When not inventing drugs, he invents plot twists

“Time in Between,” a short story by Northeastern University scientist Vladimir Torchilin, chronicles the life of a wealthy businessman who abandons his cushy job to live inside international airports all over the world.

The plot, says Torchilin, shares a number of similarities with that of a later Hollywood film that became a $219 million hit.

Some eight years after Torchilin’s tale was published in his second short story collection, Steven Spielberg directed “The Terminal,” a drama-comedy starring Tom Hanks as an Eastern European immigrant who’s stranded at John F. Kennedy International Airport in New York.

Torchilin, Distinguished Professor of Pharmaceutical Sciences, and his wife got a kick out of the uncanny similarities between the existential short story and the feel-good film.

“The two are slightly different, but my wife is sure that if one of the film’s crewmembers spoke Russian, he could have read my story,” says Torchilin, who estimates that he’s written more than 100 short stories and novellas in Russian over the last 40 years.

Thousands of readers have stumbled upon his tales, in which plots and characters are shaped by his careful observation of people and places and ideas.

“When you analyze your influences, it might all come back to a certain conversation or a certain book or even something you watched out of the train window,” says Torchilin, who’s fascinated by historical tomes such as Winston Churchill’s six-volume account of World War II.

The majority of his stories focus on the importance of personal identity.

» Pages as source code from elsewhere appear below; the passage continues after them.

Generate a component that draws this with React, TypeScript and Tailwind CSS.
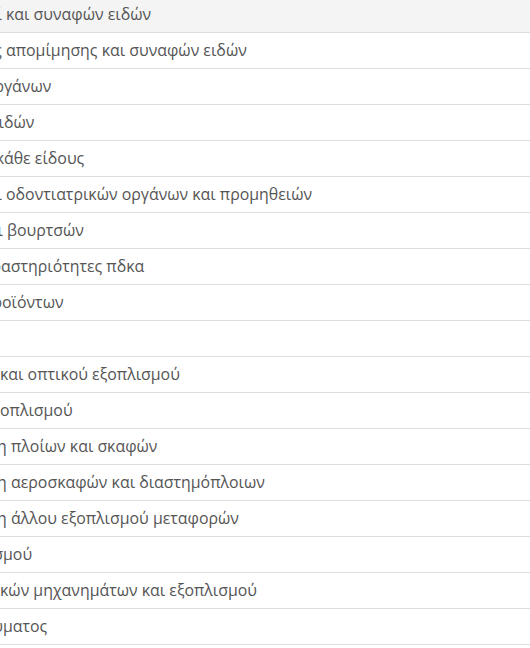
type Row = { pre: string; text: string; lead: string };

// lead = width of the cut-off left part; the hidden words sit right-aligned in it
const rows: Row[] = [
  { pre: "μπιζουτερί\u00a0", text: "και συναφών ειδών", lead: "w-[6px]" },
  { pre: "κοσμηματοποιίας\u00a0", text: "απομίμησης και συναφών ειδών", lead: "w-[6px]" },
  { pre: "μουσικών ορ", text: "γάνων", lead: "w-[4px]" },
  { pre: "αθλητικών ει", text: "δών", lead: "w-[4px]" },
  { pre: "παιχνιδιών κ", text: "άθε είδους", lead: "w-[4px]" },
  { pre: "ιατρικών και\u00a0", text: "οδοντιατρικών οργάνων και προμηθειών", lead: "w-[6px]" },
  { pre: "σκουπών και\u00a0", text: "βουρτσών", lead: "w-[7px]" },
  { pre: "μεταποιητικές δρ", text: "αστηριότητες πδκα", lead: "w-[1px]" },
  { pre: "μεταλλικών πρ", text: "οϊόντων", lead: "w-[2px]" },
  { pre: "", text: "", lead: "w-0" },
  { pre: "ηλεκτρονικού\u00a0", text: "και οπτικού εξοπλισμού", lead: "w-0" },
  { pre: "ηλεκτρολογικού εξ", text: "οπλισμού", lead: "w-0" },
  { pre: "συντήρηση\u00a0", text: "πλοίων και σκαφών", lead: "w-[11px]" },
  { pre: "συντήρηση\u00a0", text: "αεροσκαφών και διαστημόπλοιων", lead: "w-[11px]" },
  { pre: "συντήρηση\u00a0", text: "άλλου εξοπλισμού μεταφορών", lead: "w-[11px]" },
  { pre: "άλλου εξοπλισ", text: "μού", lead: "w-[3px]" },
  { pre: "βιομηχανι", text: "κών μηχανημάτων και εξοπλισμού", lead: "w-0" },
  { pre: "ηλεκτρικού ρεύ", text: "ματος", lead: "w-[3px]" },
];

export default function App() {
  return (
    <div className="w-[530px] h-[648px] overflow-hidden bg-white font-['Open_Sans',sans-serif] text-[15.9px] text-[#555]">
      <div className="-mt-[3px] flex flex-col">
        {rows.map((r, i) => (
          <div
            key={i}
            className={`h-9 flex items-center overflow-hidden border-b border-[#dddddd] whitespace-nowrap ${i === 0 ? "bg-[#f4f4f4]" : ""}`}
          >
            <div className={`${r.lead} shrink-0 flex justify-end`}>
              <span className="shrink-0">{r.pre}</span>
            </div>
            <span>{r.text}</span>
          </div>
        ))}
      </div>
    </div>
  );
}
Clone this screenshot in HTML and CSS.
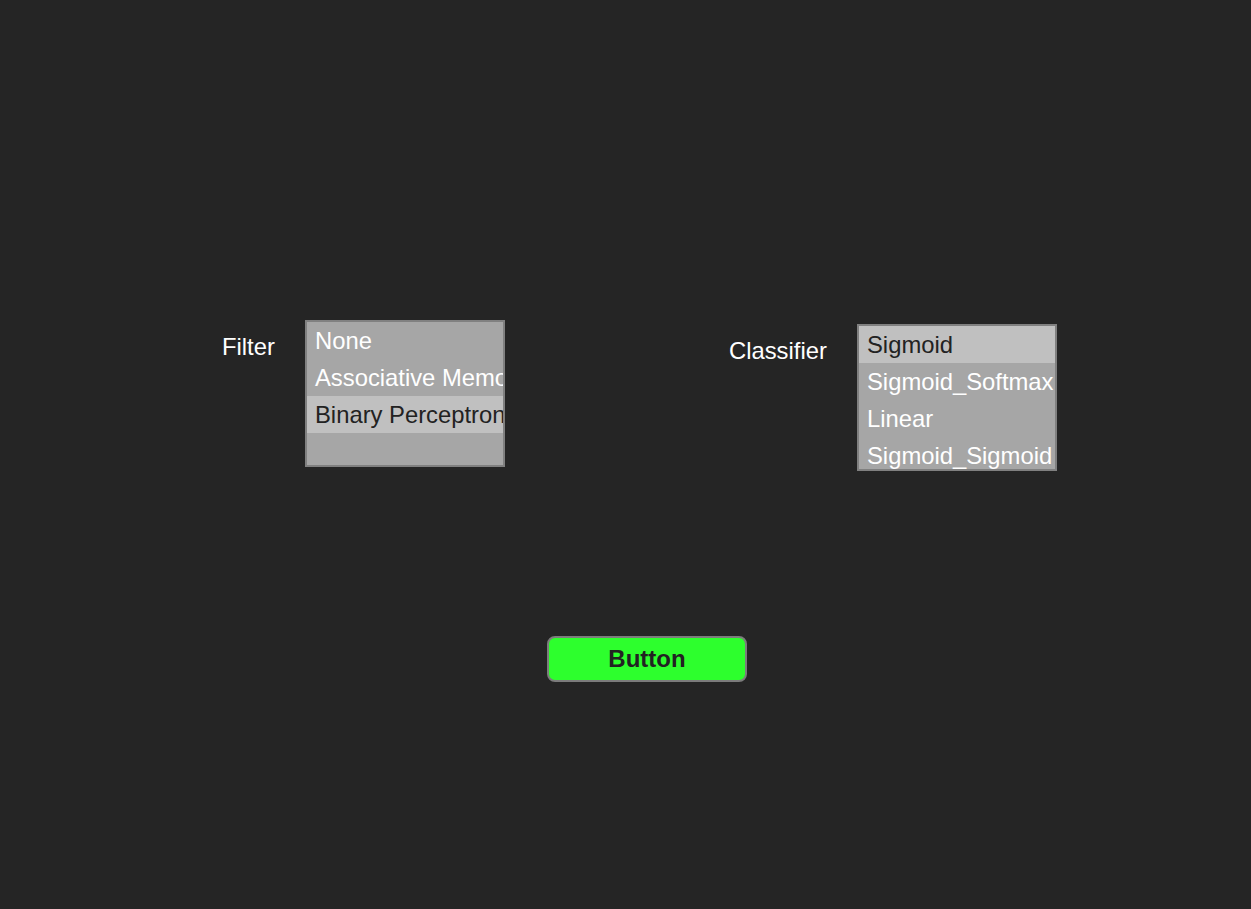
FILE: index.html
```html
<!DOCTYPE html>
<html>
<head>
<meta charset="utf-8">
<link rel="stylesheet" href="styles.css">
</head>
<body>
<div class="page">
  <div class="row">
    <div class="group group-filter">
      <div class="label label-filter">Filter</div>
      <div class="listbox">
        <div class="item">None</div>
        <div class="item">Associative Memory</div>
        <div class="item selected">Binary Perceptron</div>
      </div>
    </div>
    <div class="group group-classifier">
      <div class="label label-classifier">Classifier</div>
      <div class="listbox">
        <div class="item selected">Sigmoid</div>
        <div class="item">Sigmoid_Softmax</div>
        <div class="item">Linear</div>
        <div class="item">Sigmoid_Sigmoid</div>
      </div>
    </div>
  </div>
  <div class="button-row">
    <button class="btn">Button</button>
  </div>
</div>
</body>
</html>
```

FILE: styles.css
```css
html, body {
  margin: 0;
  padding: 0;
  background: #252525;
  height: 100%;
}
body {
  font-family: "Liberation Sans", Arial, sans-serif;
  font-size: 23.8px;
  color: #ffffff;
}
.page {
  width: 1251px;
  height: 909px;
  overflow: hidden;
  box-sizing: border-box;
  padding-top: 320px;
}
.row {
  display: flex;
  align-items: flex-start;
  padding-left: 222px;
}
.group {
  display: flex;
  align-items: flex-start;
}
.group-classifier {
  margin-top: 4px;
  margin-left: 224px;
}
.label {
  line-height: 37px;
  margin-top: 8px;
  white-space: nowrap;
}
.label-filter {
  width: 83px;
  margin-top: 8px;
}
.label-classifier {
  width: 128px;
}
.listbox {
  width: 196px;
  height: 143px;
  border: 2px solid #808080;
  background: #a6a6a6;
  overflow: hidden;
}
.item {
  height: 37px;
  line-height: 37px;
  padding-left: 8px;
  white-space: nowrap;
  overflow: hidden;
  color: #ffffff;
}
.item.selected {
  background: #c0c0c0;
  color: #222222;
}
.button-row {
  padding-left: 547px;
  margin-top: 165px;
}
.btn {
  display: block;
  width: 200px;
  height: 46px;
  box-sizing: border-box;
  border: 2px solid #7c7c7c;
  border-radius: 8px;
  background: #2dff2d;
  color: #222222;
  font-family: "Liberation Sans", Arial, sans-serif;
  font-weight: bold;
  font-size: 24px;
  padding: 0;
  margin: 0;
}
```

His first short story, a philosophical tale of an animal lover-turned hunter, was published by the Russian literary journal Avrora roughly 30 years ago; a short story about anti-Semitism in Russia won a literary award in an international competition some 20 years ago; and a novella published in the mid-1990s by the international literary journal Continent explored the complex nature of communicating across cultures.

“The more critical you are toward life, philosophical theories or leadership, the better,” says Torchilin, who counts Ivan Bunin, William Faulkner and Haruki Murakami among his favorite authors.

“It’s easy to be deceived, so you have to preserve your self.”

Torchilin, who does most of his writing at his home on Cape Cod, will go for weeks without typing a single sentence. And then he’ll pump out page after page of prose.

“I feel overloaded with an impression . . . and start to write,” he says.